Let us conclude by taking up the subject of names for signs, pitches, and intervals.
For English-speaking countries, we suggest that the various signs for raising the pitch a quartertone be called semisharp and various signs for raising the pitch by three quartertones be called sesquisharp.
Accordingly, the various signs for lowering by a quartertone will be called semiflat and those for lowering the pitch by three quartertones will be known as sesquiflat.
Now that that is more or less settled, let us go on to names for intervals. Our recommendations are as follow: certain intervals come in major and minor forms, such as major sixth and minor sixths. Let the quartertone interval between them be called neutral: neutral third, neutral sixth, neutral seventh, etc. Some other intervals come in augmented and diminished forms. Let the additional intervals due to the introduction of the quartertone be called semiaugmented, semidiminished, sesquiaugmented, sesquidiminished.

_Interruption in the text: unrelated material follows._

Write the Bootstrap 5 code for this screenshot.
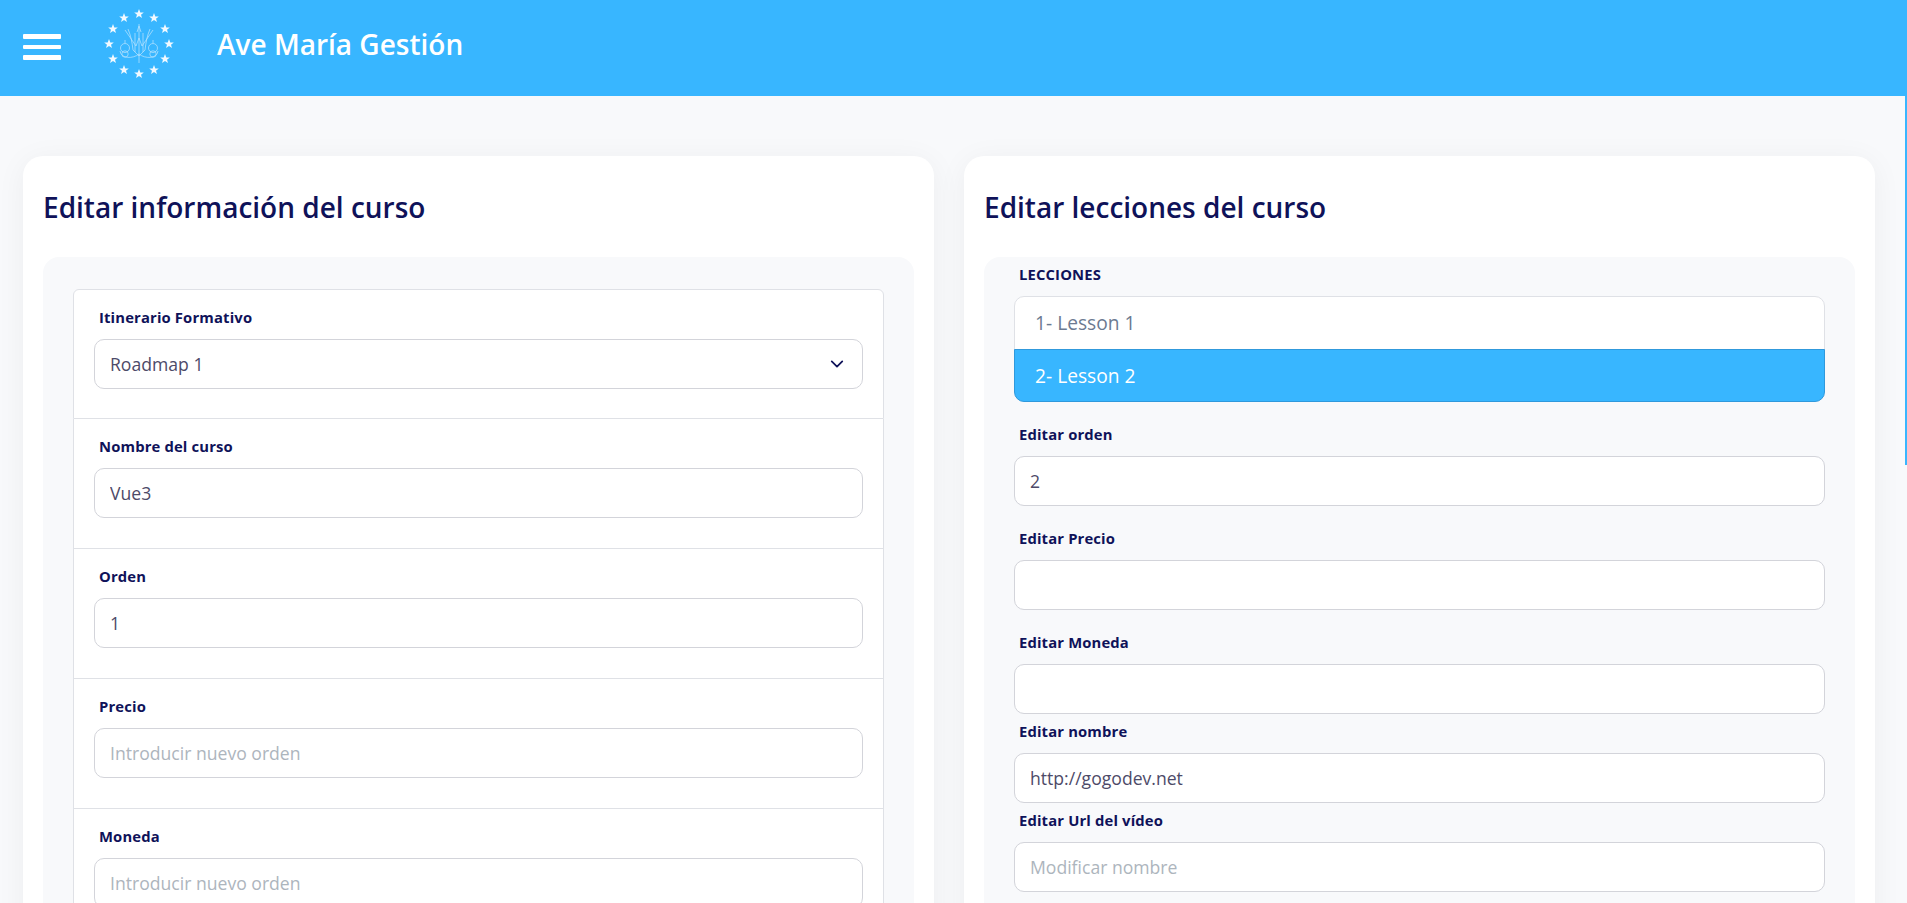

Alexander J. Ellis, in one of his Tables, used an upside-down flat-sign for the next higher quartertone, as Cq for C semisharp and C#q for C sesquisharp. The inverted flat resembles a small q standing for quarter.
Lyman Young, inventor of a 'decatonic' keyboard for quartertone, used such names as C-sharp plus and D minus for the new pitches. This seems to have occurred to other innovators also -- it may be considered acceptable.
Some topics relevant to the quartertone question have been omitted here because they also pertain to xenharmonics in general and are not limited to quartertones in particular. They will all be dealt with in due course.
Since there are twenty-four letters in the Greek alphabet, why not name the quartertones by those letters? Why not sing them for solfa?